After the war, Ed's hands went to work in wood. In fact, he
built a number of the beautiful staircases in some of Grosse
Pointe's most fashionable homes.
"Someone
said I should take sculpting lessons and there was a sculptor
on the east side," he said. "I stayed with him for eight years."
The
wood was wonderful, but sculpture was what he really loved.
So Ed was off to Italy to to learn what the masters had taught.
And when he came home again, he was not just Ed the woodworker,
he was Ed the sculptor.
His
artist's hands have kept a marriage strong, raised a proud
family and brought timeless beauty to bronze, carefully cast
in his favorite foundry out in Clarkston.
"I
love painting," he said. "My wife painted for some years.

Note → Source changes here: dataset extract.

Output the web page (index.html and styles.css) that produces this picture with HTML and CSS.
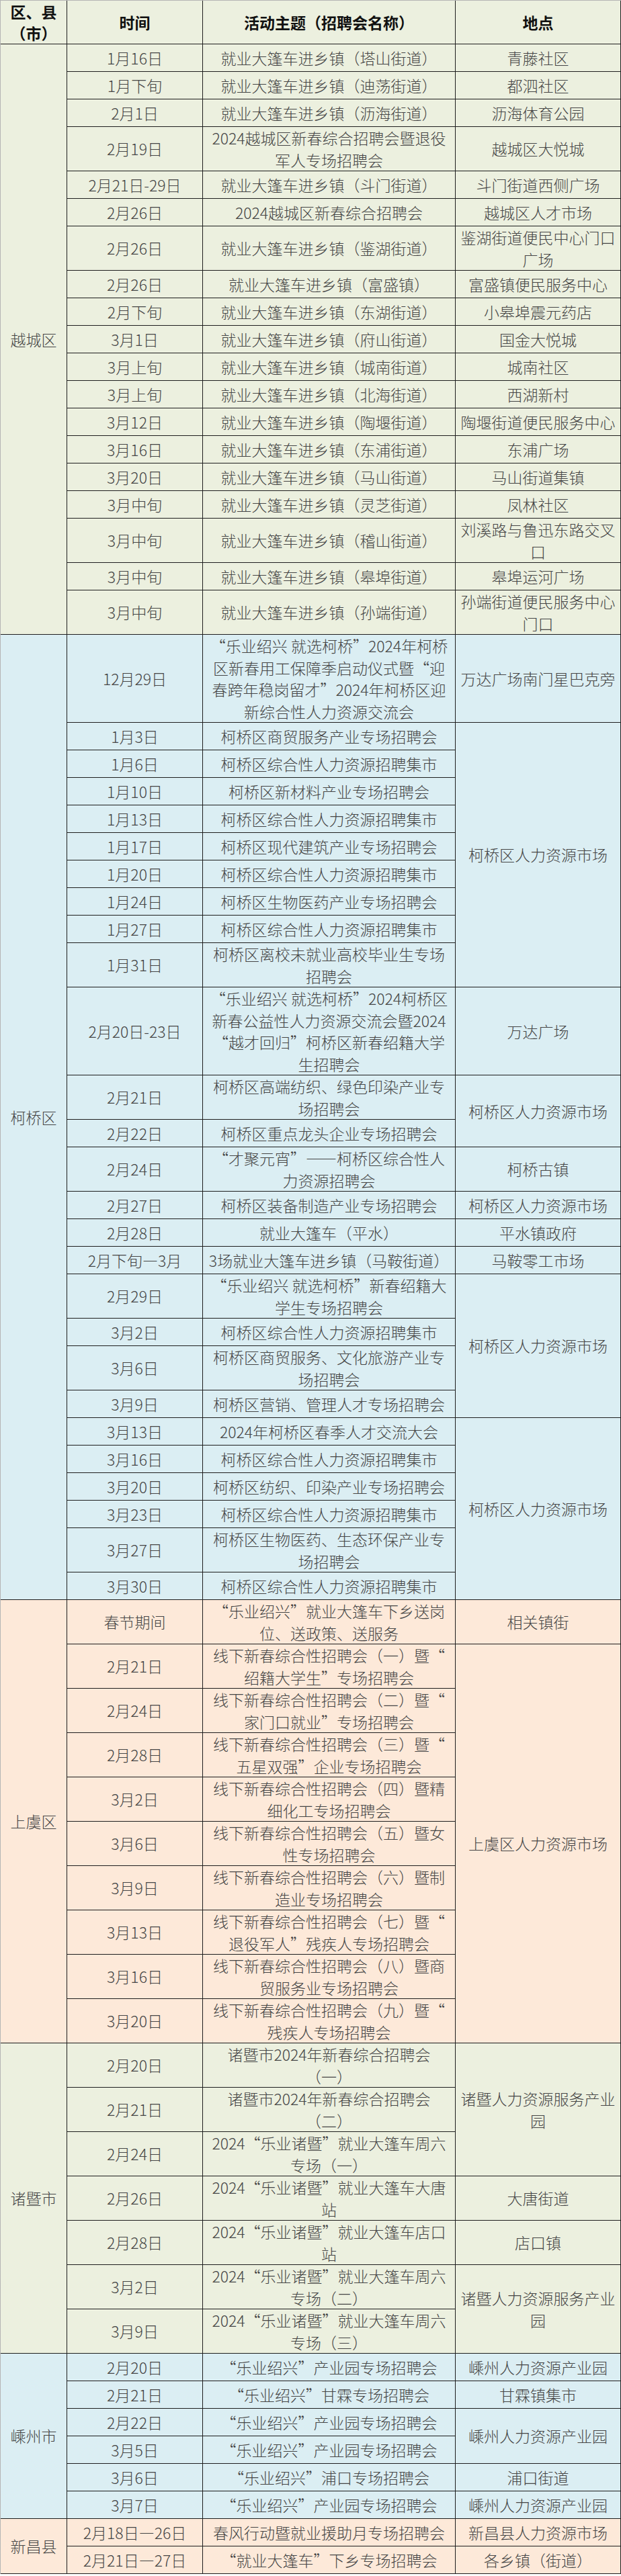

And I love painting and watercolors, but there is nothing
like sculpture. It's the Marines of art."
Ed's
hands speak silently to all of us from the towering firefighters'
monument in Roscommon and in the agony of his latest work,
a tribute to the fallen that graces a quiet memorial in Ann
Arbor.
"If
you notice the helmet is touching the ground and the strap
is just looped over his index finger, which represents the
fragileness of life," Ed said. "Life is that fragile even
in our daily life."
These are the words of Ed, the student, the soldier, the teacher.
"A lady asked my wife one time, about 15 years ago, she said,
'When is your husband going to retire?' She said, 'He's doing
what a lot of people that retire want to do. He's been doing
this all his life,'" he said. "And so I just love what I'm
doing. And that's as far as it goes."